The poems in Before I Had the Word explore the divine within the secular, mundane world, and often challenge the definition of holiness. Sahni uses her religious and cultural backgrounds—Sikhism and Judaism—as springboards from which to question notions of the ecstatic in nature, sexuality and the body.

Before I Had the Word invites us to consider what is essential and what is sacred: language, the body, pleasure, faith. It invites us to consider who we are, how we inhabit ourselves, how words—‘words that give and words that take away’—shape our experience. There are poems in this book that are etched in me now. Poems I’ll return to again and again. Poems I’ll teach. Poems I’ll share with my own daughter. This book is a gift.”
Maggie Smith, author of Keep Moving
“How often do I read a debut collection to find myself left breathless by the beauty and craft of the poems? This is the case for Brooke Sahni’s Before I Had the Word, an exceptional collection of poems with pens in two worlds—Jewish and Sikh—and unafraid to mix faith with real life, with the body and sexuality, with loneliness, family, and grief. Throughout the book, there is meaningful questioning along with a profound understanding that we are sacred and that art is sacred. Sahni writes, why would god make an object/that can’t be touched when, already, I’ve touched so many beautiful things? These stunning poems go deep—to a soul level where they bring the reader in and share the holy here the world around us. You will be better for reading these poems, I know I am.”
Kelli Russell Agodon, author of Dialogues with Rising Tides
“[Before I Had the Word] explores generational ties to grief, sex, family, and religion. Fearlessly mixing the divine and spiritual with the secular and mundane, Sahni challenges the very definitions of holiness and devotion […] offers the reader a place to process nostalgia, coming of age, and faith thoughtfully and clear-minded. Brooke Sahni has achieved a rare feat with Before I Had the Word, in poems that sing for both the ancient and the modern, the secular and the divine.”
Jill Mceldowney, excerpt from Cleveland Review of Books

Divining

Winner of the Orison Chapbook Prize

In Brooke Sahni’s debut, Divining, the complexities of a young woman’s religious and cultural inheritances are plumbed in poems that resist easy simplifications. Sahni fashions a web of her own between Sikhism and Judaism, India and America. 

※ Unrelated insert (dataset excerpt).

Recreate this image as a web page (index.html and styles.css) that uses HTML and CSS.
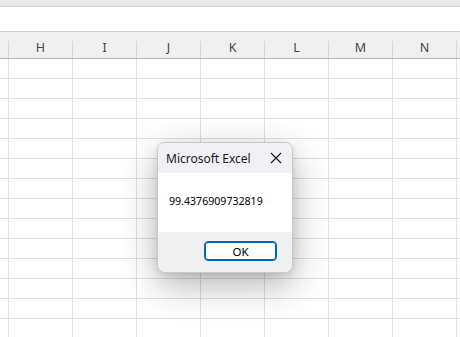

“Tackling identity within the great cosmic order, Sahni’s work needles us to seek deeper.”
Amy BoazThe Taos News

“‘Sikh or Jewish?’ Brooke Sahni asks herself in Divining, her award-winning chapbook debut, delving into her mixed heritage from India and America, from Judaism and Sikhism—Sikh, which as a child she spelled seek, which is what Sahni does in this beautiful, searching collection. ‘Torah, they say you are holy…’ she writes in a poem that explores both text and body, mapping one to the other, concluding, ‘There’s a way to read myself—’ To read these poems is to witness a young writer finding herself as both a woman and as a person with a unique spiritual identity.”
Jessica Jacobs

“In Divining, Brooke Sahni’s poems exalt the borders between human and divine, child and woman, and her personal need to understand her inheritances. Sahni writes, ‘so many things are calling us / in and out of ourselves,’ which is the way these fine poems operate, moving in and out of the seemingly incongruent wisdoms this world offers, to create a spiritual self. Who else could write: ‘I am too young to conceptualize the soul / what I mean is, I don’t think about metaphor?’ In poems full of beauty and inquiry, Sahni takes nothing for granted.”